Due to late presentation there were associated destruction of the surrounding bones with polyps extension into the contiguous organ such as orbit, intracranial structures and postnasal space (choanal).
Our treatment plans was to relieve nasal blockage, restore nasal function/olfaction, improve sinus drainage and improve patients quality of life. Our treatment of nasal polyps was a combination of medical and surgical interventions [25,26]. All our patients had obstructing nasal polyps at presentation and surgical treatment were offered. Surgical approaches were simple polypectomies with or without ethmoidectomies and external frontoethmoidectomies for Intranasal polyps. Caldwell Luc surgery was done for the antrochoanal polyps. Medical treatment for nasal polyps by intranasal corticosteroids was offered to some of the patients postoperatively to induce remission and prevent recurrence [27]. Patients were monitored over two years. There was a case of recurrence in a patient with intranasal adhesion.

5. Conclusions

Nasal polyps are idiopathic common sinonasal chronic disorder. There is associated late presentation with longstanding progressive nasal obstructions. Longstanding progressive nasal obstructions should necessitate referral to otorhinolaryngologist. Follow up patients post treatment is advised for early detection of recurrence.

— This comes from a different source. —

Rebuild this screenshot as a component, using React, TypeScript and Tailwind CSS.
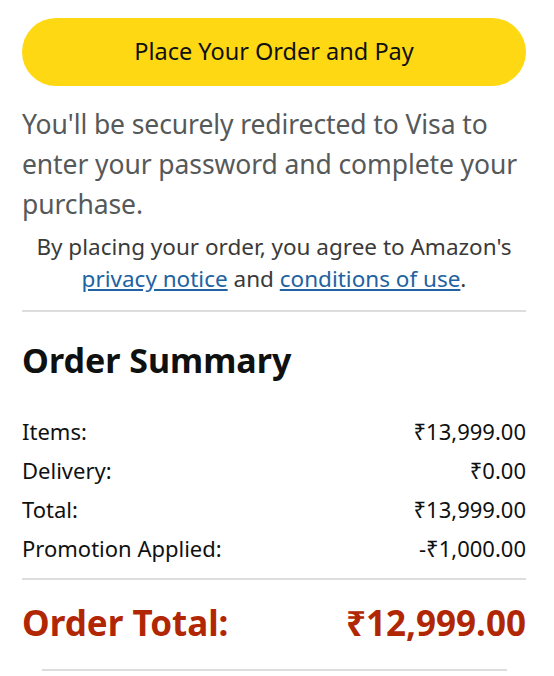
import React from "react";

const rows = [
  { label: "Items:", value: "₹13,999.00" },
  { label: "Delivery:", value: "₹0.00" },
  { label: "Total:", value: "₹13,999.00" },
  { label: "Promotion Applied:", value: "-₹1,000.00" },
];

export default function App() {
  return (
    <div
      className="w-[554px] min-h-[676px] bg-white pl-[22px] pr-[28px] pt-[18px] text-[#0f1111]"
      style={{ fontFamily: '"Noto Sans", "Open Sans", sans-serif' }}
    >
      <button
        type="button"
        className="w-full h-[68px] rounded-full bg-[#ffd814] text-[23.5px] text-[#0f1111]"
      >
        Place Your Order and Pay
      </button>

      <p className="mt-[18px] text-[26.5px] tracking-[-0.1px] leading-[40px] text-[#565959]">
        You'll be securely redirected to Visa to enter your password and complete your
        purchase.
      </p>

      <p className="mt-[7px] text-center text-[22.5px] leading-[32px] text-[#3a3a3a]">
        By placing your order, you agree to Amazon's{" "}
        <a href="#" className="text-[#2162a1] underline">
          privacy notice
        </a>{" "}
        and{" "}
        <a href="#" className="text-[#2162a1] underline">
          conditions of use
        </a>
        .
      </p>

      <div className="mt-[15px] h-[2px] bg-[#dddddd]" />

      <h2 className="mt-[28px] text-[34px] font-bold leading-[40px]">Order Summary</h2>

      <div className="mt-[32px] flex flex-col">
        {rows.map((r) => (
          <div key={r.label} className="flex justify-between text-[22px] leading-[39px]">
            <span>{r.label}</span>
            <span>{r.value}</span>
          </div>
        ))}
      </div>

      <div className="mt-[10px] h-[2px] bg-[#dddddd]" />

      <div className="mt-[21px] flex justify-between text-[35px] font-bold leading-[44px] text-[#b12704]">
        <span>Order Total:</span>
        <span>₹12,999.00</span>
      </div>

      <div className="ml-[20px] mr-[19px] mt-[24px] h-[2px] bg-[#dddddd]" />
    </div>
  );
}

The authors are most grateful to Ekiti state university teaching hospital, the staff and all the patients who participated in this study.


There was no financial support. It is a self sponsored research study.

Competing Interests

All the authors declare that there was no competing interests.

Ethical Consideration

Ethical approval was obtained from the ethics and research committee of our institution.